What is the median pupil-teach ratio among the towns in this dataset? What’s the mean?

Calculate median and mean pupil-teacher ratio

median_ptratio <- median(Boston$ptratio)
mean_ptratio <- mean(Boston$ptratio)
cat("Median pupil-teacher ratio:", median_ptratio, "\n")

## Median pupil-teacher ratio: 19.05

cat("Mean pupil-teacher ratio:", mean_ptratio, "\n")

## Mean pupil-teacher ratio: 18.45553

Question 9

In this dataset, how many of the suburbs average more than seven rooms per dwelling? More than eight rooms per dwelling? Comment on the suburbs that average more than eight rooms per dwelling.

Calculate the number of suburbs averaging more than 7 and 8 rooms per dwelling

more_than_7_rooms <- sum(Boston$rm > 7)
more_than_8_rooms <- sum(Boston$rm > 8)
cat("Suburbs averaging more than 7 rooms:", more_than_7_rooms, "\n")

## Suburbs averaging more than 7 rooms: 64

cat("Suburbs averaging more than 8 rooms:", more_than_8_rooms, "\n")

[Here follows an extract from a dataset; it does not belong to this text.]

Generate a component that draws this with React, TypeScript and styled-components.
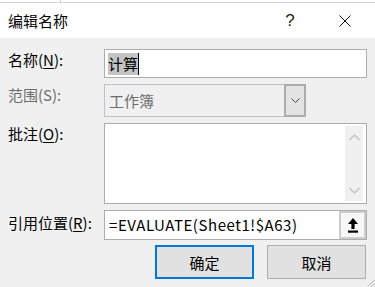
import styled, { createGlobalStyle } from "styled-components";

const GlobalStyle = createGlobalStyle`
  html, body {
    margin: 0;
    padding: 0;
    background: #f0f0f0;
  }
  body {
    font-family: "Noto Sans CJK SC", "Noto Sans", sans-serif;
    color: #000;
  }
`;

export default function App() {
  return (
    <>
      <GlobalStyle />
      <Dialog>
        <SheetEdge />
        <TitleBar>
          <Title>编辑名称</Title>
          <Help>?</Help>
          <Close>
            <svg width="12" height="12" viewBox="0 0 12 12">
              <path d="M0.5 0.5 L11.5 11.5 M11.5 0.5 L0.5 11.5" stroke="#111" strokeWidth="1" />
            </svg>
          </Close>
        </TitleBar>
        <Body>
          <Label $top={0}>
            名称(<U>N</U>):
          </Label>
          <Field $h={29}>
            <Selected>计算</Selected>
            <Caret />
          </Field>

          <Label $top={0} $disabled>
            范围(S):
          </Label>
          <ScopeRow>
            <ScopeBox>工作簿</ScopeBox>
            <DropButton>
              <svg width="9" height="6" viewBox="0 0 9 6">
                <path d="M0.5 0.5 L4.5 4.5 L8.5 0.5" stroke="#444" strokeWidth="1" fill="none" />
              </svg>
            </DropButton>
          </ScopeRow>

          <Label $top={0}>
            批注(<U>O</U>):
          </Label>
          <Comment>
            <ScrollBar>
              <svg width="11" height="7" viewBox="0 0 11 7">
                <path d="M0.5 6 L5.5 1 L10.5 6" stroke="#c2c2c2" strokeWidth="1.4" fill="none" />
              </svg>
              <svg width="11" height="7" viewBox="0 0 11 7">
                <path d="M0.5 1 L5.5 6 L10.5 1" stroke="#c2c2c2" strokeWidth="1.4" fill="none" />
              </svg>
            </ScrollBar>
          </Comment>

          <Label $top={2}>
            引用位置(<U>R</U>):
          </Label>
          <RefBox>
            <RefText>=EVALUATE(Sheet1!$A63)</RefText>
            <PickButton>
              <svg width="10" height="15" viewBox="0 0 10 15">
                <path d="M5 0 L10 6 L6.6 6 L6.6 11 L3.4 11 L3.4 6 L0 6 Z" fill="#000" />
                <rect x="0" y="12.5" width="10" height="2.2" fill="#000" />
              </svg>
            </PickButton>
          </RefBox>
        </Body>
        <Buttons>
          <Button $primary>确定</Button>
          <Button>取消</Button>
        </Buttons>
        <Grip>
          <svg width="9" height="8" viewBox="0 0 9 8">
            <path d="M8.5 1 L2 7.5 M8.5 4.5 L5 8" stroke="#b5b5b5" strokeWidth="1" />
          </svg>
        </Grip>
      </Dialog>
    </>
  );
}

const Dialog = styled.div`
  position: relative;
  width: 375px;
  height: 287px;
  background: #f0f0f0;
  overflow: hidden;
`;

const SheetEdge = styled.div`
  height: 2px;
  background: #fff;
  border-bottom: 1px solid #d4d4d4;
  background-image: linear-gradient(to right, transparent 60px, #c6c6c6 60px, #c6c6c6 61px, transparent 61px);
`;

const TitleBar = styled.div`
  height: 35px;
  background: #fff;
  display: flex;
  align-items: center;
  padding-left: 8px;
`;

const Title = styled.div`
  font-size: 15px;
  line-height: 20px;
  flex: 1;
`;

const Help = styled.div`
  font-family: "Liberation Sans", sans-serif;
  font-size: 17px;
  color: #222;
  width: 18px;
  margin-right: 40px;
  text-align: center;
`;

const Close = styled.div`
  width: 12px;
  height: 12px;
  margin-right: 24px;
  display: flex;
`;

const Body = styled.div`
  display: grid;
  grid-template-columns: 96px 263px;
  row-gap: 6px;
  padding: 11px 0 0 8px;
`;

const Label = styled.div<{ $top: number; $disabled?: boolean }>`
  font-size: 15px;
  line-height: 22px;
  padding-top: ${({ $top }) => $top}px;
  color: ${({ $disabled }) => ($disabled ? "#6d6d6d" : "#000")};
  white-space: nowrap;
`;

const U = styled.span`
  text-decoration: underline;
  text-underline-offset: 2px;
`;

const Field = styled.div<{ $h: number }>`
  box-sizing: border-box;
  height: ${({ $h }) => $h}px;
  background: #fff;
  border: 1px solid #acacac;
  display: flex;
  align-items: center;
  padding-left: 3px;
`;

const Selected = styled.span`
  font-size: 15px;
  line-height: 22px;
  background: #c4c4c4;
  color: #000;
`;

const Caret = styled.span`
  width: 1px;
  height: 22px;
  background: #000;
`;

const ScopeRow = styled.div`
  display: flex;
  width: 202px;
  height: 33px;
`;

const ScopeBox = styled.div`
  flex: 1;
  box-sizing: border-box;
  border: 1px solid #c2c2c2;
  border-right: none;
  background: #f0f0f0;
  color: #6d6d6d;
  font-size: 15px;
  line-height: 31px;
  padding-left: 4px;
`;

const DropButton = styled.div`
  box-sizing: border-box;
  width: 22px;
  border: 2px solid #acacac;
  background: #e3e3e3;
  display: flex;
  align-items: center;
  justify-content: center;
`;

const Comment = styled.div`
  box-sizing: border-box;
  height: 81px;
  background: #fff;
  border: 1px solid #acacac;
  display: flex;
  justify-content: flex-end;
  padding: 2px 3px 2px 0;
`;

const ScrollBar = styled.div`
  width: 18px;
  background: #f0f0f0;
  display: flex;
  flex-direction: column;
  align-items: center;
  justify-content: space-between;
  padding: 8px 0 7px;
  box-sizing: border-box;
`;

const RefBox = styled.div`
  box-sizing: border-box;
  height: 30px;
  background: #fff;
  border: 1px solid #acacac;
  display: flex;
  align-items: stretch;
`;

const RefText = styled.div`
  flex: 1;
  font-size: 15px;
  line-height: 28px;
  padding-left: 4px;
  letter-spacing: 0.55px;
`;

const PickButton = styled.div`
  box-sizing: border-box;
  width: 27px;
  border: 2px solid #cccccc;
  background: #f7f7f7;
  display: flex;
  align-items: center;
  justify-content: center;
`;

const Buttons = styled.div`
  display: flex;
  justify-content: flex-end;
  gap: 13px;
  padding: 5px 9px 0 0;
`;

const Button = styled.div<{ $primary?: boolean }>`
  box-sizing: border-box;
  width: 99px;
  height: 34px;
  background: #e1e1e1;
  border: ${({ $primary }) => ($primary ? "2px solid #0078d7" : "1px solid #adadad")};
  font-size: 15px;
  display: flex;
  align-items: center;
  justify-content: center;
`;

const Grip = styled.div`
  position: absolute;
  right: 0;
  bottom: 0;
  display: flex;
`;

## Suburbs averaging more than 8 rooms: 13

Suburbs averaging more than 7 rooms: 64
Suburbs averaging more than 8 rooms: 13
Suburbs with more than 8 rooms per home are typically associated with greater affluence, as larger homes often correlate with higher property values and wealthier populations. These areas may represent attractive investment opportunities due to their spacious housing and potential for long-term value appreciation.

Question 10

Convert chas to a factor. Boxplot the medv against chas. Are houses around the Charles River more expensive?

Convert chas to a factor

Boston$chas <- as.factor(Boston$chas)
str(Boston$chas)

##  Factor w/ 2 levels "0","1": 1 1 1 1 1 1 1 1 1 1 ...

Plot boxplot of medv against chas

boxplot(
  medv ~ chas,
  data = Boston,
  main = "Boxplot of Median Value (medv) vs Charles River (chas)",
  xlab = "Charles River (chas)",
  ylab = "Median Value (medv)",
  col = c("blue", "green")
)

The boxplot might show that homes near the Charles River (where chas = 1) have a higher median value compared to those farther away (chas = 0). This makes sense, as being close to a major water body like the Charles River could be perceived as an amenity, leading to higher property values in those suburbs.